“Knife” Definition Declared Unconstitutionally Vague

Author: Emily Otte, Executive Comments Editor

State v. Harris, No. 116,515, (Kan. July 17, 2020)

Issue:  In Kansas, it is illegal for a convicted felon to possess a knife.  A knife is defined in Kan. Stat. Ann. 2019 Supp. 21-6304 as “a dagger, dirk, switchblade, stiletto, straight-edged razor or any other dangerous or deadly cutting instrument of like character.”  Is the phrase “or any other dangerous or deadly cutting instrument of like character” unconstitutionally vague?

Answer: Yes.  The phrase is unconstitutionally vague because it impermissibly delegates legislative power.

Facts: Christopher Harris was charged with criminal possession of a weapon by a convicted felon after he pulled out a pocketknife during an altercation.  Harris filed a motion to dismiss the charges, arguing the statutory definition of a knife was unconstitutionally vague. 
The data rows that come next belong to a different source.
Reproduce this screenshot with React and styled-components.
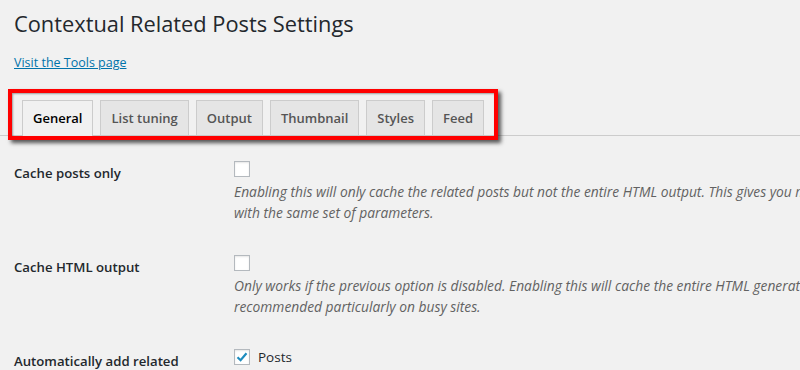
import React from "react";
import styled, { createGlobalStyle } from "styled-components";

const Global = createGlobalStyle`
  html, body { margin: 0; padding: 0; background: #f1f1f1; overflow: hidden; }
  body { font-family: "Open Sans", "Noto Sans", sans-serif; color: #23282d; }
`;

const Wrap = styled.div`
  width: 1200px;
  padding: 0 0 0 14px;
`;

const Title = styled.h1`
  margin: 0;
  padding: 9px 0 4px;
  font-size: 21.8px;
  font-weight: 400;
  line-height: 29px;
  color: #23282d;
`;

const ToolsLink = styled.a`
  display: inline-block;
  margin-top: 11px;
  font-size: 12.5px;
  line-height: 19px;
  color: #0073aa;
  text-decoration: underline;
`;

const TabArea = styled.div`
  position: relative;
  margin-top: 19px;
  margin-left: -14px;
  padding-left: 14px;
  border-bottom: 1px solid #ccc;
`;

const TabRow = styled.nav`
  display: flex;
  align-items: flex-end;
  gap: 7px;
  padding: 9px 0 0 8px;
`;

const Tab = styled.a`
  display: block;
  padding: 5px 10px;
  border: 1px solid #ccc;
  border-bottom: none;
  font-size: 13px;
  font-weight: 600;
  line-height: 24px;
  text-decoration: none;
  background: ${(p) => (p.$active ? "#f1f1f1" : "#e5e5e5")};
  color: ${(p) => (p.$active ? "#000" : "#555")};
  margin-bottom: ${(p) => (p.$active ? "-1px" : "0")};
  padding-bottom: ${(p) => (p.$active ? "6px" : "5px")};
`;

const Highlight = styled.div`
  position: absolute;
  left: 8px;
  top: -2px;
  width: 482px;
  height: 43px;
  border: 4px solid #f00;
  box-shadow: 3px 3px 4px rgba(0, 0, 0, 0.65), inset 1px 1px 2px rgba(0, 0, 0, 0.35);
  pointer-events: none;
`;

const Table = styled.div`
  margin-top: 10px;
`;

const Row = styled.div`
  display: grid;
  grid-template-columns: 210px 1fr;
`;

const Label = styled.div`
  padding: 18px 10px 20px 0;
  font-size: 13.2px;
  font-weight: 600;
  line-height: 18px;
  color: #23282d;
`;

const Field = styled.div`
  padding: 15px 10px 17px;
`;

const CheckLine = styled.label`
  display: flex;
  align-items: center;
  gap: 8px;
  font-size: 13.5px;
  line-height: 16px;
  color: #23282d;
`;

const Box = styled.span`
  width: 16px;
  height: 16px;
  box-sizing: border-box;
  border: 1px solid #b4b9be;
  background: #fff;
  box-shadow: inset 0 1px 2px rgba(0, 0, 0, 0.1);
  display: flex;
  align-items: center;
  justify-content: center;
`;

const Desc = styled.p`
  margin: 4px 0 0;
  font-size: 13.8px;
  font-style: italic;
  line-height: 21px;
  color: #626262;
  white-space: nowrap;
`;

const Check = () => (
  <svg width="14" height="14" viewBox="0 0 14 14">
    <path d="M2.5 7.2 L5.6 10.2 L11.5 3.2" fill="none" stroke="#1e8cbe" strokeWidth="2.2" />
  </svg>
);

const Checkbox = ({ checked }) => <Box>{checked && <Check />}</Box>;

const tabs = ["General", "List tuning", "Output", "Thumbnail", "Styles", "Feed"];

export default function App() {
  return (
    <>
      <Global />
      <Wrap>
        <Title>Contextual Related Posts Settings</Title>
        <ToolsLink href="#">Visit the Tools page</ToolsLink>
        <TabArea>
          <TabRow>
            {tabs.map((t, i) => (
              <Tab key={t} href="#" $active={i === 0}>
                {t}
              </Tab>
            ))}
          </TabRow>
          <Highlight />
        </TabArea>
        <Table>
          <Row>
            <Label>Cache posts only</Label>
            <Field>
              <CheckLine>
                <Checkbox />
              </CheckLine>
              <Desc>
                Enabling this will only cache the related posts but not the entire HTML output. This gives you more flexibility at marginal cost of performance
                <br />
                with the same set of parameters.
              </Desc>
            </Field>
          </Row>
          <Row>
            <Label>Cache HTML output</Label>
            <Field>
              <CheckLine>
                <Checkbox />
              </CheckLine>
              <Desc>
                Only works if the previous option is disabled. Enabling this will cache the entire HTML generated when the post is visited the first time. Highly
                <br />
                recommended particularly on busy sites.
              </Desc>
            </Field>
          </Row>
          <Row>
            <Label>Automatically add related</Label>
            <Field>
              <CheckLine>
                <Checkbox checked />
                Posts
              </CheckLine>
            </Field>
          </Row>
        </Table>
      </Wrap>
    </>
  );
}
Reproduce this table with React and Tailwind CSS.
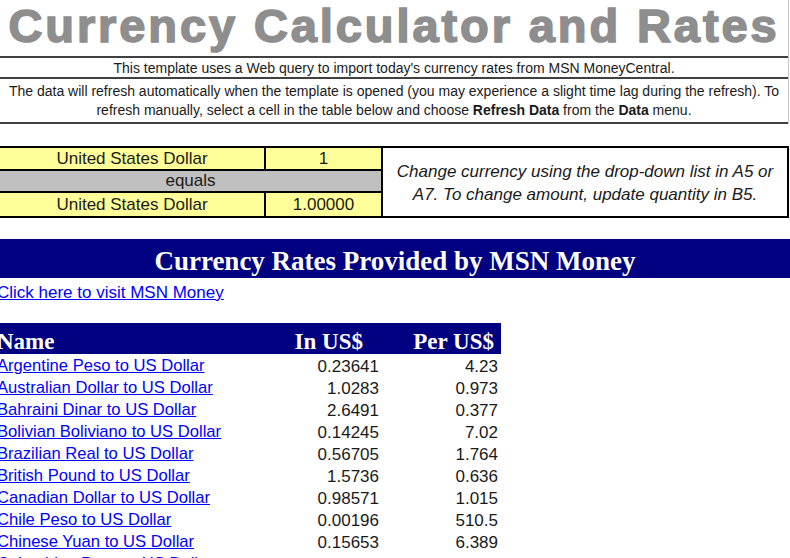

Discussion: A statute challenged for vagueness must meet Fourteenth Amendment due process requirements and nondelegation requirements.  The Court, focusing on the latter of those two requirements, stated, “the Legislature [must] not impermissibly delegate[] its authority to write the laws to officials or actors in either the executive or judicial branches of government.”  The United States Supreme Court has held that the legislature must establish minimal guidelines because vague, overbroad laws “threaten to hand responsibility for defining crimes to relatively unaccountable police, prosecutors, and judges, eroding the people’s ability to oversee the creation of the laws they are expected to abide.”  In this case, the statute does not provide a sufficiently objective standard by which enforcement officials can determine when an object is a dangerous or deadly cutting instrument.  The Court cited evidence of “subjectivity in action”: the Department of Corrections advised its parolees that the statute did not include pocket knives, an interpretation at odds with the prosecutors’ enforcement of the statute. 

Key Authorities:  Kan. Stat. Ann. 2019 Supp. 21-6304; City of Lincoln Center v. Farmway Co-Op, Inc., 316 P.3d 707 (Kan. 2013) (finding a city noise ordinance unconstitutionally vague because it lacked sufficient clarity); Sessions v. Dimaya, 138 S. Ct. 1204 (2018) (warning that the problem with laws that lack sufficient clarity is that the laws “invite arbitrary power”).